Tutorial: Query Azure Data Lake Storage Gen2 using SQL language in Synapse Analytics

This tutorial shows you how to connect your Azure Synapse serverless SQL pool to data stored in an Azure Storage account that has Azure Data Lake Storage Gen2 enabled. This connection enables you to natively run SQL queries and analytics using SQL language on your data in Azure Storage.

In this tutorial, you will:

  • Ingest data into a storage account
  • Create a Synapse Analytics workspace (if you don't have one).
  • Run analytics on your data in Blob storage

If you don't have an Azure subscription, create a free account before you begin.

Prerequisites

  • Create a storage account that has a hierarchical namespace (Azure Data Lake Storage Gen2)

    See Create a storage account to use with Azure Data Lake Storage Gen2.

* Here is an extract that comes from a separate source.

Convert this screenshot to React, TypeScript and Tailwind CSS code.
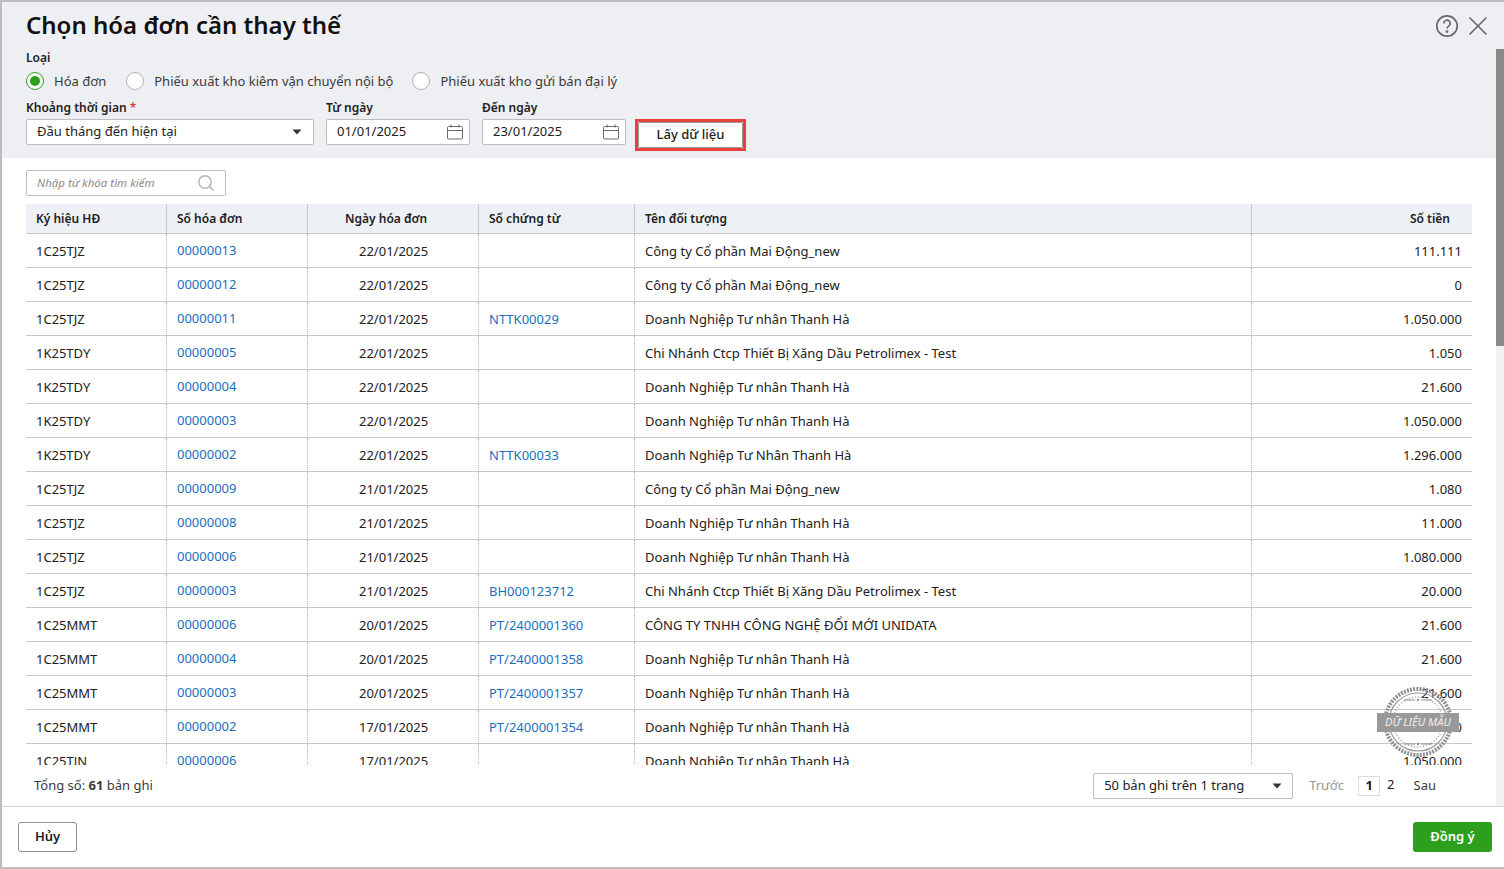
import React from "react";

const rows: [string, string, string, string, string, string][] = [
  ["1C25TJZ", "00000013", "22/01/2025", "", "Công ty Cổ phần Mai Động_new", "111.111"],
  ["1C25TJZ", "00000012", "22/01/2025", "", "Công ty Cổ phần Mai Động_new", "0"],
  ["1C25TJZ", "00000011", "22/01/2025", "NTTK00029", "Doanh Nghiệp Tư nhân Thanh Hà", "1.050.000"],
  ["1K25TDY", "00000005", "22/01/2025", "", "Chi Nhánh Ctcp Thiết Bị Xăng Dầu Petrolimex - Test", "1.050"],
  ["1K25TDY", "00000004", "22/01/2025", "", "Doanh Nghiệp Tư nhân Thanh Hà", "21.600"],
  ["1K25TDY", "00000003", "22/01/2025", "", "Doanh Nghiệp Tư nhân Thanh Hà", "1.050.000"],
  ["1K25TDY", "00000002", "22/01/2025", "NTTK00033", "Doanh Nghiệp Tư Nhân Thanh Hà", "1.296.000"],
  ["1C25TJZ", "00000009", "21/01/2025", "", "Công ty Cổ phần Mai Động_new", "1.080"],
  ["1C25TJZ", "00000008", "21/01/2025", "", "Doanh Nghiệp Tư nhân Thanh Hà", "11.000"],
  ["1C25TJZ", "00000006", "21/01/2025", "", "Doanh Nghiệp Tư nhân Thanh Hà", "1.080.000"],
  ["1C25TJZ", "00000003", "21/01/2025", "BH000123712", "Chi Nhánh Ctcp Thiết Bị Xăng Dầu Petrolimex - Test", "20.000"],
  ["1C25MMT", "00000006", "20/01/2025", "PT/2400001360", "CÔNG TY TNHH CÔNG NGHỆ ĐỔI MỚI UNIDATA", "21.600"],
  ["1C25MMT", "00000004", "20/01/2025", "PT/2400001358", "Doanh Nghiệp Tư nhân Thanh Hà", "21.600"],
  ["1C25MMT", "00000003", "20/01/2025", "PT/2400001357", "Doanh Nghiệp Tư nhân Thanh Hà", "21.600"],
  ["1C25MMT", "00000002", "17/01/2025", "PT/2400001354", "Doanh Nghiệp Tư nhân Thanh Hà", "21.600"],
  ["1C25TJN", "00000006", "17/01/2025", "", "Doanh Nghiệp Tư nhân Thanh Hà", "1.050.000"],
];

const grid = "grid grid-cols-[141px_141px_171px_156px_617px_220px]";

function Calendar() {
  return (
    <svg width="18" height="18" viewBox="0 0 18 18" fill="none" stroke="#6b6b6b" strokeWidth="1">
      <rect x="1.5" y="3.5" width="15" height="12.5" rx="1" />
      <path d="M1.5 7.5h15M5 1.5v3M13 1.5v3" />
    </svg>
  );
}

function Caret() {
  return (
    <svg width="10" height="6" viewBox="0 0 10 6" fill="#333">
      <path d="M0.5 0.5h9L5 5.5z" />
    </svg>
  );
}

function Radio({ on, label, gap }: { on?: boolean; label: string; gap: string }) {
  return (
    <div className={`flex items-center gap-[10px] ${gap}`}>
      <span
        className={`flex h-[18px] w-[18px] items-center justify-center rounded-full border bg-white ${
          on ? "border-[#2ca01c]" : "border-[#b0b3b8]"
        }`}
      >
        {on && <span className="h-[10px] w-[10px] rounded-full bg-[#2ca01c]" />}
      </span>
      <span className="text-[13px] leading-[18px] text-[#3a3a3a]">{label}</span>
    </div>
  );
}

function DateBox({ value }: { value: string }) {
  return (
    <div className="flex h-[26px] w-[144px] items-center justify-between rounded-[2px] border border-[#babec5] bg-white pl-[10px] pr-[5px] text-[13px] text-[#212121]">
      <span>{value}</span>
      <Calendar />
    </div>
  );
}

function Stamp() {
  return (
    <div className="absolute left-[1377px] top-[686px] h-[72px] w-[82px]">
      <svg className="absolute left-[5px] top-0" width="72" height="72" viewBox="0 0 72 72" fill="none">
        <circle cx="36" cy="36" r="33" stroke="#8f8f8f" strokeWidth="4" strokeDasharray="2 1.2" />
        <circle cx="36" cy="36" r="29" stroke="#9a9a9a" strokeWidth="1.2" />
        <circle cx="36" cy="36" r="25" stroke="#9a9a9a" strokeWidth="1.4" strokeDasharray="1 2" />
        <path d="M22 14h11M39 14h11M22 58h11M39 58h11" stroke="#8f8f8f" strokeWidth="1" />
        <circle cx="36" cy="14" r="1.2" fill="#8f8f8f" />
        <circle cx="36" cy="58" r="1.2" fill="#8f8f8f" />
      </svg>
      <div className="absolute left-0 top-[27px] flex h-[19px] w-[82px] items-center justify-center bg-[#999999] text-[11px] italic text-[#eeeeee]">
        DỮ LIỆU MẪU
      </div>
    </div>
  );
}

export default function App() {
  return (
    <div
      className="relative flex h-[869px] w-[1504px] flex-col overflow-hidden border-b-2 border-l-2 border-t-2 border-[#bdbdbd] bg-white text-[13px] text-[#212121]"
      style={{ fontFamily: '"Noto Sans", sans-serif' }}
    >
      <header className="flex h-[156px] shrink-0 flex-col bg-[#eeeff2] pl-[24px] pr-[8px]">
        <div className="flex h-[48px] items-center justify-between pb-[3px]">
          <h1 className="text-[24px] font-semibold leading-[32px] text-[#111111]">Chọn hóa đơn cần thay thế</h1>
          <div className="mr-[8px] mt-[3px] flex items-center gap-[9px]">
            <svg width="24" height="24" viewBox="0 0 24 24" fill="none" stroke="#666" strokeWidth="1.7">
              <circle cx="12" cy="12" r="10.2" />
              <path d="M8.8 9.4a3.2 3.2 0 1 1 4.9 2.7c-1.1.7-1.7 1.3-1.7 2.5" />
              <circle cx="12" cy="17.6" r="0.6" fill="#666" />
            </svg>
            <svg width="20" height="20" viewBox="0 0 20 20" fill="none" stroke="#666" strokeWidth="1.6">
              <path d="M1.5 1.5l17 17M18.5 1.5l-17 17" />
            </svg>
          </div>
        </div>
        <div className="text-[12px] font-semibold leading-[16px] text-[#212121]">Loại</div>
        <div className="mt-[6px] flex h-[18px] items-center">
          <Radio on label="Hóa đơn" gap="mr-[20px]" />
          <Radio label="Phiếu xuất kho kiêm vận chuyển nội bộ" gap="mr-[19px]" />
          <Radio label="Phiếu xuất kho gửi bán đại lý" gap="" />
        </div>
        <div className="mt-[10px] flex items-end">
          <div className="mr-[12px] flex w-[288px] flex-col gap-[3px]">
            <label className="text-[12px] font-semibold leading-[16px]">
              Khoảng thời gian <span className="text-[#e53935]">*</span>
            </label>
            <div className="flex h-[26px] items-center justify-between rounded-[2px] border border-[#babec5] bg-white pl-[10px] pr-[11px]">
              <span>Đầu tháng đến hiện tại</span>
              <Caret />
            </div>
          </div>
          <div className="mr-[12px] flex flex-col gap-[3px]">
            <label className="text-[12px] font-semibold leading-[16px]">Từ ngày</label>
            <DateBox value="01/01/2025" />
          </div>
          <div className="mr-[9px] flex flex-col gap-[3px]">
            <label className="text-[12px] font-semibold leading-[16px]">Đến ngày</label>
            <DateBox value="23/01/2025" />
          </div>
          <div className="mb-[-6px] border-[3px] border-[#e8403a] p-0">
            <button className="flex h-[26px] w-[105px] items-center justify-center rounded-[2px] border border-[#9a9a9a] bg-white text-[13px] font-medium text-[#212121]">
              Lấy dữ liệu
            </button>
          </div>
        </div>
      </header>

      <main className="relative flex min-h-0 flex-1 flex-col pl-[24px]">
        <div className="mt-[12px] flex h-[26px] w-[200px] items-center justify-between rounded-[2px] border border-[#babec5] pl-[10px] pr-[10px]">
          <span className="text-[11.5px] italic text-[#8a8a8a]">Nhập từ khóa tìm kiếm</span>
          <svg width="18" height="18" viewBox="0 0 18 18" fill="none" stroke="#b3b3b3" strokeWidth="1.4">
            <circle cx="8" cy="8" r="6.2" />
            <path d="M12.5 12.5l4 4" />
          </svg>
        </div>
        <div className="mt-[8px] h-[561px] w-[1446px] overflow-hidden">
          <div className={`${grid} h-[30px] border-b border-[#c8c8c8] bg-[#edf0f5] text-[12px] font-semibold leading-[29px]`}>
            <div className="border-r border-[#c8c8c8] pl-[10px]">Ký hiệu HĐ</div>
            <div className="border-r border-[#c8c8c8] pl-[10px]">Số hóa đơn</div>
            <div className="border-r border-[#c8c8c8] pl-[37px]">Ngày hóa đơn</div>
            <div className="border-r border-[#c8c8c8] pl-[10px]">Số chứng từ</div>
            <div className="border-r border-[#c8c8c8] pl-[10px]">Tên đối tượng</div>
            <div className="pr-[22px] text-right">Số tiền</div>
          </div>
          {rows.map((r, i) => (
            <div key={i} className={`${grid} h-[34px] border-b border-[#c8c8c8] leading-[34px]`}>
              <div className="border-r border-dotted border-[#b5b5b5] pl-[10px]">{r[0]}</div>
              <div className="border-r border-dotted border-[#b5b5b5] pl-[10px] leading-[32px] text-[#1a6fc0]">{r[1]}</div>
              <div className="border-r border-dotted border-[#b5b5b5] pl-[51px]">{r[2]}</div>
              <div className="border-r border-dotted border-[#b5b5b5] pl-[10px] text-[#1a6fc0]">{r[3]}</div>
              <div className="border-r border-dotted border-[#b5b5b5] pl-[10px]">{r[4]}</div>
              <div className="pr-[10px] text-right">{r[5]}</div>
            </div>
          ))}
        </div>
        <div className="flex h-[41px] w-[1446px] items-center">
          <div className="pl-[8px] text-[#3a3a3a]">
            Tổng số: <b className="font-bold">61</b> bản ghi
          </div>
          <div className="ml-auto flex items-center">
            <div className="flex h-[26px] w-[200px] items-center justify-between rounded-[2px] border border-[#babec5] pl-[10px] pr-[10px]">
              <span>50 bản ghi trên 1 trang</span>
              <Caret />
            </div>
            <span className="ml-[16px] text-[#9a9a9a]">Trước</span>
            <span className="ml-[14px] flex h-[20px] w-[22px] items-center justify-center border border-[#dcdcdc] font-bold">1</span>
            <span className="ml-[7px] -translate-y-[1px]">2</span>
            <span className="ml-[19px] mr-[36px] text-[#3a3a3a]">Sau</span>
          </div>
        </div>
        <div className="absolute bottom-0 right-0 top-[-109px] w-[8px] bg-[#f1f1f1]">
          <div className="h-[297px] w-full bg-[#8a8a8a]" />
        </div>
      </main>

      <footer className="flex h-[61px] shrink-0 items-center justify-between border-t border-[#d2d2d2] bg-white pl-[16px] pr-[12px]">
        <button className="h-[30px] w-[59px] rounded-[3px] border border-[#8e8e8e] bg-white text-[13px] font-semibold">Hủy</button>
        <button className="h-[30px] w-[79px] rounded-[3px] bg-[#2ca01c] text-[13px] font-semibold text-white">Đồng ý</button>
      </footer>
      <div className="absolute left-[-2px] top-[-2px] h-[869px] w-[1504px]">
        <Stamp />
      </div>
    </div>
  );
}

  • Make sure that your user account has the Storage Blob Data Contributor role assigned to it.

    Important

    Make sure to assign the role in the scope of the storage account. You can assign a role to the parent resource group or subscription, but you'll receive permissions-related errors until those role assignments propagate to the storage account.

Download the flight data

This tutorial uses flight data from the Bureau of Transportation Statistics. You must download this data to complete the tutorial.

  1. Download the On_Time_Reporting_Carrier_On_Time_Performance_1987_present_2016_1.zip file. This file contains the flight data.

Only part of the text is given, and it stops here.